→ EXERCISE OBJECTIVE
Please report every line from the material that contains the word "React".
* start DATASET CONTENT *
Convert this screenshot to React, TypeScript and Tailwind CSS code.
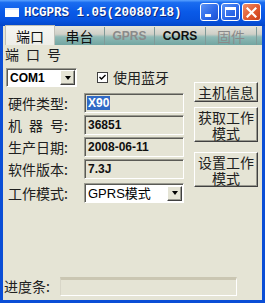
import React from "react";

const CJK = '"Noto Sans CJK SC", "Noto Sans", sans-serif';
const SANS = '"Liberation Sans", "Noto Sans CJK SC", sans-serif';

function Sunken({ children, className = "" }: { children?: React.ReactNode; className?: string }) {
  return (
    <div
      className={`border border-t-[#9a9a90] border-l-[#9a9a90] border-b-white border-r-white shadow-[inset_1px_1px_0_#5a5a55] ${className}`}
    >
      {children}
    </div>
  );
}

function DropBtn() {
  return (
    <div className="w-[15px] h-[15px] mr-[1px] bg-[#E5E4D5] border border-t-white border-l-white border-b-[#404040] border-r-[#404040] shadow-[inset_-1px_-1px_0_#9a9a90] flex items-center justify-center">
      <div className="w-0 h-0 border-l-[3.5px] border-r-[3.5px] border-t-[4px] border-l-transparent border-r-transparent border-t-black" />
    </div>
  );
}

function RaisedBtn({ lines, className = "" }: { lines: string[]; className?: string }) {
  return (
    <div
      className={`bg-[#E5E4D5] border border-t-white border-l-white border-b-[#404040] border-r-[#404040] shadow-[inset_-1px_-1px_0_#9a9a90] flex flex-col items-center justify-center text-center text-[14px] text-[#202020] ${className}`}
      style={{ fontFamily: CJK }}
    >
      {lines.map((l) => (
        <div key={l} className="h-[16px] leading-[16px] overflow-visible">
          {l}
        </div>
      ))}
    </div>
  );
}

function Tab({ label, w, active, dim }: { label: string; w: number; active?: boolean; dim?: boolean }) {
  const base = active
    ? "h-[20px] bg-[linear-gradient(180deg,#F6F6F2_0%,#EEEEE8_100%)] border-l border-t border-r border-[#c0c0b8] z-10"
    : "h-[18px] bg-[linear-gradient(180deg,#E2E2DA_0%,#CFCFC7_40%,#8FBAB6_55%,#72A5A1_100%)] border-r border-[#7f9a98]";
  const latin = /^[A-Z]+$/.test(label);
  return (
    <div
      className={`${base} shrink-0 flex items-center justify-center ${dim ? "text-[#8a8a8a]" : "text-[#101010]"} ${latin ? "font-bold text-[12px]" : "text-[14px]"} leading-[16px]`}
      style={{ width: w, fontFamily: latin ? SANS : CJK }}
    >
      {label}
    </div>
  );
}

function FieldRow({ label, value, selected }: { label: string; value: string; selected?: boolean }) {
  return (
    <div className="h-[20px] flex items-center">
      <div className="w-[81px] pl-[5px] text-[14px] leading-[16px] text-[#202020] whitespace-pre" style={{ fontFamily: CJK }}>
        {label}
      </div>
      <Sunken className="w-[100px] h-[20px] flex items-center pl-[2px]">
        <span
          className={`text-[12px] font-bold leading-[12px] px-[1px] py-[1px] ${selected ? "bg-[#316AC5] text-white" : "text-[#101010]"}`}
          style={{ fontFamily: SANS }}
        >
          {value}
        </span>
      </Sunken>
    </div>
  );
}

export default function App() {
  return (
    <div className="w-[265px] h-[303px] flex flex-col bg-[#0A4ED6] overflow-hidden">
      {/* Title bar */}
      <div className="h-[26px] shrink-0 flex bg-[linear-gradient(180deg,#5AA2FF_0%,#1A6CF0_10%,#0A5AE8_45%,#0752DE_80%,#0446C8_100%)]">
        <div className="ml-[5px] mt-[8px] w-[14px] h-[9px] bg-white border-t-[2px] border-[#E8F0FF]" />
        <span
          className="ml-[5px] mt-[5px] h-[16px] leading-[16px] text-white font-bold text-[12.5px] [text-shadow:1px_1px_0_#0A2A80]"
          style={{ fontFamily: '"Liberation Mono", monospace' }}
        >
          HCGPRS 1.05(20080718)
        </span>
        <div className="ml-auto mr-[4px] mt-[3px] flex gap-[2px]">
          <div className="w-[19px] h-[18px] rounded-[3px] border border-white bg-[linear-gradient(135deg,#5B93F5_0%,#2A66E8_60%,#1C50D0_100%)] relative">
            <div className="absolute left-[4px] bottom-[3px] w-[6px] h-[3px] bg-white" />
          </div>
          <div className="w-[19px] h-[18px] rounded-[3px] border border-white bg-[linear-gradient(135deg,#5B93F5_0%,#2A66E8_60%,#1C50D0_100%)] flex items-center justify-center">
            <div className="w-[11px] h-[10px] border border-white border-t-[3px]" />
          </div>
          <div className="w-[19px] h-[18px] rounded-[3px] border border-white bg-[linear-gradient(135deg,#F0906A_0%,#E25A30_55%,#C8401C_100%)] flex items-center justify-center">
            <svg width="11" height="11" viewBox="0 0 11 11">
              <path d="M1.5 1.5 L9.5 9.5 M9.5 1.5 L1.5 9.5" stroke="white" strokeWidth="2.2" strokeLinecap="square" />
            </svg>
          </div>
        </div>
      </div>

      {/* Body */}
      <div className="flex-1 mx-[3px] mb-[3px] bg-[#E5E4D5] flex flex-col">
        {/* Tabs */}
        <div className="h-[19px] shrink-0 flex items-end pl-[2px] bg-[#E5E4D5]">
          <Tab label="端口" w={50} active />
          <Tab label="串台" w={50} />
          <Tab label="GPRS" w={50} dim />
          <Tab label="CORS" w={51} />
          <Tab label="固件" w={51} dim />
          <div className="h-[18px] flex-1 bg-[linear-gradient(180deg,#E2E2DA_0%,#CFCFC7_40%,#8FBAB6_55%,#72A5A1_100%)]" />
        </div>

        <div className="flex">
          {/* Left column */}
          <div className="w-[191px] flex flex-col">
            <div className="mt-[2px] h-[15px] leading-[15px] pl-[2px] text-[14px] text-[#202020] whitespace-pre" style={{ fontFamily: CJK }}>
              {"端\u2002口\u2002号"}
            </div>
            <div className="mt-[6px] h-[19px] flex items-center">
              <Sunken className="ml-[3px] w-[71px] h-[19px] bg-white flex items-center justify-between">
                <span className="pl-[3px] text-[12px] font-bold text-black" style={{ fontFamily: SANS }}>
                  COM1
                </span>
                <DropBtn />
              </Sunken>
              <div className="ml-[20px] w-[11px] h-[11px] bg-white border border-[#404040] flex items-center justify-center">
                <svg width="7" height="7" viewBox="0 0 7 7">
                  <path d="M0.5 3 L2.5 5 L6.5 1" stroke="black" strokeWidth="1.4" fill="none" />
                </svg>
              </div>
              <span className="ml-[5px] text-[14px] text-[#202020]" style={{ fontFamily: CJK }}>
                使用蓝牙
              </span>
            </div>

            <div className="mt-[6px] flex flex-col gap-[2px]">
              <FieldRow label="硬件类型:" value="X90" selected />
              <FieldRow label={"机\u2002器\u2002号:"} value="36851" />
              <FieldRow label="生产日期:" value="2008-06-11" />
              <FieldRow label="软件版本:" value="7.3J" />
              <div className="h-[20px] flex items-center mt-[2px]">
                <div className="w-[81px] pl-[5px] text-[14px] leading-[16px] text-[#202020]" style={{ fontFamily: CJK }}>
                  工作模式:
                </div>
                <Sunken className="w-[100px] h-[20px] bg-white flex items-center justify-between">
                  <span className="pl-[3px] text-[13px] text-black" style={{ fontFamily: SANS }}>
                    GPRS<span style={{ fontFamily: CJK }}>模式</span>
                  </span>
                  <DropBtn />
                </Sunken>
              </div>
            </div>
          </div>

          {/* Right column buttons */}
          <div className="w-[64px] flex flex-col pt-[37px]">
            <RaisedBtn className="h-[20px]" lines={["主机信息"]} />
            <RaisedBtn className="h-[35px] mt-[5px]" lines={["获取工作", "模式"]} />
            <RaisedBtn className="h-[35px] mt-[10px]" lines={["设置工作", "模式"]} />
          </div>
        </div>

        {/* Progress */}
        <div className="mt-auto mb-[4px] h-[19px] flex items-center">
          <span className="ml-[1px] w-[56px] text-[14px] text-[#202020]" style={{ fontFamily: CJK }}>
            进度条:
          </span>
          <div className="w-[177px] h-[19px] border-t-[3px] border-t-[#CAC6B2] border-l border-l-[#d8d6c8] border-b border-b-white border-r border-r-white" />
        </div>
      </div>
    </div>
  );
}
* end DATASET CONTENT *
→ EXERCISE OUTPUT
Convert this screenshot to React, TypeScript and Tailwind CSS code.
import React from "react";
function Sunken({ children, className = "" }: { children?: React.ReactNode; className?: string }) {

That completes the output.